Prière ou thé à la menthe
Cette emprise de l’état français a bien évidemment disparu aujourd’hui. La Grande Mosquée de Paris est un lieu de prière pour les fidèles musulmans de la capitale et d’ailleurs, mais également un espace de découverte assez exceptionnel pour tous les visiteurs. Le minaret de 34 mètres de haut, entièrement édifié en pierre taillée et recouvert de fines mosaïques, annonce de loin cette magnifique curiosité. Le visiteur pourra, une fois le tour du bâtiment effectué, déguster un thé à la menthe ou une spécialité du Maghreb dans le restaurant qui avoisine l’entrée principale. Mais le plus beau demeure sans aucun doute la subtilité de la construction, la finesse des mosaïques colorées, des gravures, des plafonds en bois de cèdre ou des jardins luxuriants.
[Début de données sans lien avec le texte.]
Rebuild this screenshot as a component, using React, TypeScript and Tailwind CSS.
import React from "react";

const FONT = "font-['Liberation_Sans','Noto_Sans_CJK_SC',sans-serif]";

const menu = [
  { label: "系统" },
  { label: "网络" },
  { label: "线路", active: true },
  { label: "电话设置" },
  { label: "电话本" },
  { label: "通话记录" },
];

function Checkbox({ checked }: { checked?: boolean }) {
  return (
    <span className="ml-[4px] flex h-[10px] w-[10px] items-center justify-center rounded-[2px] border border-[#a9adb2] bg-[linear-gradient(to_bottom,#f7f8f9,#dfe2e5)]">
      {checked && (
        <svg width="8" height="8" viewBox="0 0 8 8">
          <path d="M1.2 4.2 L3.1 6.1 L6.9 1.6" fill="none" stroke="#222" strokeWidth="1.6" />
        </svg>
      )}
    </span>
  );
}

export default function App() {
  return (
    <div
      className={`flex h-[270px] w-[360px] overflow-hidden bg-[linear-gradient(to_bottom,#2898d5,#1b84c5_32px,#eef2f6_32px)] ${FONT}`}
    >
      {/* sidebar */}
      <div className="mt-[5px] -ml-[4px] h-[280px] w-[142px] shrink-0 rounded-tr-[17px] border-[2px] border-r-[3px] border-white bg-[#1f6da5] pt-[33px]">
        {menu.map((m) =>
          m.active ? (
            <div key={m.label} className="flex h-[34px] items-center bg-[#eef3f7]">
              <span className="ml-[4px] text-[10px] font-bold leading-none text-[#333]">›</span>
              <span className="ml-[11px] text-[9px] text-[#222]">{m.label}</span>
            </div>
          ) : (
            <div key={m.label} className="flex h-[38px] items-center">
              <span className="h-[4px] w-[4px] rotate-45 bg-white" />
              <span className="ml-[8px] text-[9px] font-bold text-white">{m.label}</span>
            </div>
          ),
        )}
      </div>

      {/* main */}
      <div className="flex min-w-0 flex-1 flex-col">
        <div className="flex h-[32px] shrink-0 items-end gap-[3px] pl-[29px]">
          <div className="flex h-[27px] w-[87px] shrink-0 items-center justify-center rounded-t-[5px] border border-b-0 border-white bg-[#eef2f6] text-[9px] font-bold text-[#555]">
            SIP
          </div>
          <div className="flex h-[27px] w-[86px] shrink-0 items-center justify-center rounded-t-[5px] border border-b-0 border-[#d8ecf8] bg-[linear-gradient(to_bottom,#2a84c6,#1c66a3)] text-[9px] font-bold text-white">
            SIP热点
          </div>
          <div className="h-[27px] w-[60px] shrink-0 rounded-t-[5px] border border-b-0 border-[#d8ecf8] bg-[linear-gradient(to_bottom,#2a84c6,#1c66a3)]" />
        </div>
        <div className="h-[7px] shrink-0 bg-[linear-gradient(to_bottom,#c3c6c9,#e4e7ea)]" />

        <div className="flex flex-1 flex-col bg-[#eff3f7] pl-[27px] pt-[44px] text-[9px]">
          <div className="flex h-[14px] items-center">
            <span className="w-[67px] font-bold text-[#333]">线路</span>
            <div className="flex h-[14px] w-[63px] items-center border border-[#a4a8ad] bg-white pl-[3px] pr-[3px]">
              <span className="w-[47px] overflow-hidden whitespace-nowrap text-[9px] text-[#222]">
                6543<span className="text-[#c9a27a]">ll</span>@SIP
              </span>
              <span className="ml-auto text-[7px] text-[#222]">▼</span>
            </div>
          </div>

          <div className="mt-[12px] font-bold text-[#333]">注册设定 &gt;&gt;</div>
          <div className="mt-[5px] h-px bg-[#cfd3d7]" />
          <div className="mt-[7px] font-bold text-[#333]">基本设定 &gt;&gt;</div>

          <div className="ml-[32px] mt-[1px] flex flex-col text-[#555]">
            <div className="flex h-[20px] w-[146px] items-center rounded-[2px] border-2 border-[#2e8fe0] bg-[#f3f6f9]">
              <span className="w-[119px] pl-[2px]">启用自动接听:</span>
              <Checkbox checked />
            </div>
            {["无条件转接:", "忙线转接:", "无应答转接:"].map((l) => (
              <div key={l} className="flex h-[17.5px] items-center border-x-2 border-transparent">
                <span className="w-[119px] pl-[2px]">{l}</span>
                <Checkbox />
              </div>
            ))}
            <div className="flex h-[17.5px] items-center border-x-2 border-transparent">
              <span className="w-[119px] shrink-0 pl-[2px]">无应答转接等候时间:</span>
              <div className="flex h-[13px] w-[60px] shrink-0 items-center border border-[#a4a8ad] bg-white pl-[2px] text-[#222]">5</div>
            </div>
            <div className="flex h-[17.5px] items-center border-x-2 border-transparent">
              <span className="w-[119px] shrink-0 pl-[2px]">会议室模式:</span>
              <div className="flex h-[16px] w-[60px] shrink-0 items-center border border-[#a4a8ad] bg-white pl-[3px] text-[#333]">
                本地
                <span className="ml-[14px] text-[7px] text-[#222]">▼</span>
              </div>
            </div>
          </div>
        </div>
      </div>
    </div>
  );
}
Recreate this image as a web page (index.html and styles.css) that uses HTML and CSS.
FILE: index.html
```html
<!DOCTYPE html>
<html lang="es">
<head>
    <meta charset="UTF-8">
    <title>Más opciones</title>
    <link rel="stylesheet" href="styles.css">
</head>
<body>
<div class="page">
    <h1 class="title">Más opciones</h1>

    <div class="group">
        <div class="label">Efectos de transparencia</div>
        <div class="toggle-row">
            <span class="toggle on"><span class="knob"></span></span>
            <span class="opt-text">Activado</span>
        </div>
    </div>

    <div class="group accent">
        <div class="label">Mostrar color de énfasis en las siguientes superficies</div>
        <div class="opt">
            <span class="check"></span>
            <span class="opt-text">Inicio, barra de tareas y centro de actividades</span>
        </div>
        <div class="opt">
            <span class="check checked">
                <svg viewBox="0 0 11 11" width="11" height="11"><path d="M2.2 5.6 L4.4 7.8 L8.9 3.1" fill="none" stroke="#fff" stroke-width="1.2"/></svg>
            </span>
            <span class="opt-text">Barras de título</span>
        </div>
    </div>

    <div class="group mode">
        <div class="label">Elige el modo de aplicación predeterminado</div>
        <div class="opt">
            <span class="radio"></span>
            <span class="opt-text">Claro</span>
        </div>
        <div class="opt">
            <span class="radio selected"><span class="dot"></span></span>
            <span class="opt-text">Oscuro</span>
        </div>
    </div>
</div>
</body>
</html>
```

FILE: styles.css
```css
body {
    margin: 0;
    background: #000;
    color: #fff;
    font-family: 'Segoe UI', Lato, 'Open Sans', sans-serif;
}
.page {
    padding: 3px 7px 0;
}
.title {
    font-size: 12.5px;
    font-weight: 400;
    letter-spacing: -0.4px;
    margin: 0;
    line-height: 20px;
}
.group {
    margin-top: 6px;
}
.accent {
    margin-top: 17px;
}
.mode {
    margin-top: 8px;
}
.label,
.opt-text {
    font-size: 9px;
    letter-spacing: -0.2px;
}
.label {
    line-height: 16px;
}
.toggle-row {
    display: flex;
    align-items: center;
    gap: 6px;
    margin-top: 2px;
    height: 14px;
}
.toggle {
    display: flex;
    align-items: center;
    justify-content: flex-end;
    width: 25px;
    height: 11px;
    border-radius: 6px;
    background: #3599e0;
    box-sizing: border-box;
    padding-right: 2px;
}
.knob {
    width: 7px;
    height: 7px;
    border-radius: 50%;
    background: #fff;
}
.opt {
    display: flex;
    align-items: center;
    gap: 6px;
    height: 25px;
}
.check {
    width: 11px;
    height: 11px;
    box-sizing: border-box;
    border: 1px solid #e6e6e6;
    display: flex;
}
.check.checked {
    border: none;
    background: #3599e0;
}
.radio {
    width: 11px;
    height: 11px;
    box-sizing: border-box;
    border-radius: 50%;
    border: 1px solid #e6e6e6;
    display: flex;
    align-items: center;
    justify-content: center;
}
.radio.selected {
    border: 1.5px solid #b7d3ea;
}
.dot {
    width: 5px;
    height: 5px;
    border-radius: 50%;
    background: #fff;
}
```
La bibliothèque, petite mais bien garnie, est un très bel exemple en miniature de la richesse scripturaire du monde arabo-musulman, d’Istanbul à Beyrouth en passant par Le Caire. On y trouve de très beaux Corans reliés, les noms de Dieu et du Prophète calligraphiés en lettres d’or. Le cheikh d’al-Azhar, le dalaï-lama et d’autres personnalités y ont d’ailleurs été reçus. La Grande Mosquée de Paris, que ce soit au niveau architectural, historique ou esthétique, est un formidable monument de tolérance et d’ouverture, toujours bien vivant, et qui doit s’appréhender avec en tête ces dizaines de milliers d’hommes de confession musulmane morts pour la France au siècle passé, et qui ont permis à ce lieu à part de voir le jour.